**Required work**
Up to and including the line with "import React from 'react';", reproduce the listing below exactly, beginning at its first line.

**Given information**
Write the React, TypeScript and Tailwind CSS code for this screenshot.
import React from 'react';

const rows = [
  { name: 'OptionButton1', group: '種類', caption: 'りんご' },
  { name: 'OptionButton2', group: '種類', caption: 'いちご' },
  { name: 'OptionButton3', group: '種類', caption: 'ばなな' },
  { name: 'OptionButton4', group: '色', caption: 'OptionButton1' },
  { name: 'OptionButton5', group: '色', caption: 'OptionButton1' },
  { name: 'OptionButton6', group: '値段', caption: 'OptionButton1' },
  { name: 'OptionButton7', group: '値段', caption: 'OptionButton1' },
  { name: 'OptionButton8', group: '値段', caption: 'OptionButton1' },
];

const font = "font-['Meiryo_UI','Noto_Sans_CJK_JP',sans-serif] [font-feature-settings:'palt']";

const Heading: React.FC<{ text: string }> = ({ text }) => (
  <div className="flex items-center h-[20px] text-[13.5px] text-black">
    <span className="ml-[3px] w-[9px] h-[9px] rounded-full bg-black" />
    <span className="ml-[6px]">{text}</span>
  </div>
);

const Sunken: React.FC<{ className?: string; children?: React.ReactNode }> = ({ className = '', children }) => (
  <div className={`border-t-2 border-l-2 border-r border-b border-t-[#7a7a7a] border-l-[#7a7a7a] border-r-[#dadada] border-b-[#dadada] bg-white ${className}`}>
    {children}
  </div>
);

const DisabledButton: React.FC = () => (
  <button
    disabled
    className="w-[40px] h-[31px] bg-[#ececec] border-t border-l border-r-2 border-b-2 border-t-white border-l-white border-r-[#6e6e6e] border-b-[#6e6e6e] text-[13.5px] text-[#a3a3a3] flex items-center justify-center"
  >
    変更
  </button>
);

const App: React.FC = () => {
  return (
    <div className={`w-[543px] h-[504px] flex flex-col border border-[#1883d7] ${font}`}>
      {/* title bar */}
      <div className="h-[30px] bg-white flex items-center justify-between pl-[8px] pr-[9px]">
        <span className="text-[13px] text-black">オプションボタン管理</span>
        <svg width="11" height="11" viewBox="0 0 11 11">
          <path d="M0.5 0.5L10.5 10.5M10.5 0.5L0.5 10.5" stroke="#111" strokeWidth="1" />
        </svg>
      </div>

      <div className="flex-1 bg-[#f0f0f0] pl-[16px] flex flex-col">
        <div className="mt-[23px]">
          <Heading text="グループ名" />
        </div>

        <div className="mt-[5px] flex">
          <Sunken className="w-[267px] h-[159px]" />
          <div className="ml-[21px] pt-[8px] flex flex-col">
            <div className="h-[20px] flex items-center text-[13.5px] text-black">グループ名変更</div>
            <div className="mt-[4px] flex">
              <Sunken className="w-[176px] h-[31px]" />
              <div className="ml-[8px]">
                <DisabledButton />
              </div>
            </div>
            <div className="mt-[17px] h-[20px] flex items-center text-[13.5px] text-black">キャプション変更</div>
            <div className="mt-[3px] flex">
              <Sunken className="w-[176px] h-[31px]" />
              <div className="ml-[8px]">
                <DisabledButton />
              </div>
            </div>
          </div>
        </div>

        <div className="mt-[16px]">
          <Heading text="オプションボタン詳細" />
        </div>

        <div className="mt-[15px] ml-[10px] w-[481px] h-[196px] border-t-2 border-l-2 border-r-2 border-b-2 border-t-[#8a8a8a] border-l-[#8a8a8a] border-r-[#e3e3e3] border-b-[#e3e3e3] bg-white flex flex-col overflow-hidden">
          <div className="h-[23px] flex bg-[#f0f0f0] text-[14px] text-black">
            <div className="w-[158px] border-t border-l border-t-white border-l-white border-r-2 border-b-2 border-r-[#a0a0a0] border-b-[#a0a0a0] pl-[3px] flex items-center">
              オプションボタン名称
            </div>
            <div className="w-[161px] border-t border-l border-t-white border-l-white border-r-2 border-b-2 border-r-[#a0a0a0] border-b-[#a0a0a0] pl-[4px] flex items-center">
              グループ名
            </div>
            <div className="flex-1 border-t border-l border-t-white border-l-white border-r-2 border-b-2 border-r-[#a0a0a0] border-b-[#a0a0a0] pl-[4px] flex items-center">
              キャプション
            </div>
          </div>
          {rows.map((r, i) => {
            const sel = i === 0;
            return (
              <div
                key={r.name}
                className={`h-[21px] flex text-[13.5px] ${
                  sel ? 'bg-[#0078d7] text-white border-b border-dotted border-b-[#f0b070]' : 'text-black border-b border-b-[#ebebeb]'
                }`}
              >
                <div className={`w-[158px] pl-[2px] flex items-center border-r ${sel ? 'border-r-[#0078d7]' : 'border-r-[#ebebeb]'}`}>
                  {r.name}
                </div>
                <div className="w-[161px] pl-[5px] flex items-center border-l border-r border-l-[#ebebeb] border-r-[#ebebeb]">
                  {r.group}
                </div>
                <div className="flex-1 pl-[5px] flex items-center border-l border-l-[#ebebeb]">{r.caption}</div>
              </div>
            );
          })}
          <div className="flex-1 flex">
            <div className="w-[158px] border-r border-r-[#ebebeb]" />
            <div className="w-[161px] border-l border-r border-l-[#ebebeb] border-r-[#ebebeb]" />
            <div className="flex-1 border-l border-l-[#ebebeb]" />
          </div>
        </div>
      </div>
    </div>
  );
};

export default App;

**The answer**
Write the React, TypeScript and Tailwind CSS code for this screenshot.
import React from 'react';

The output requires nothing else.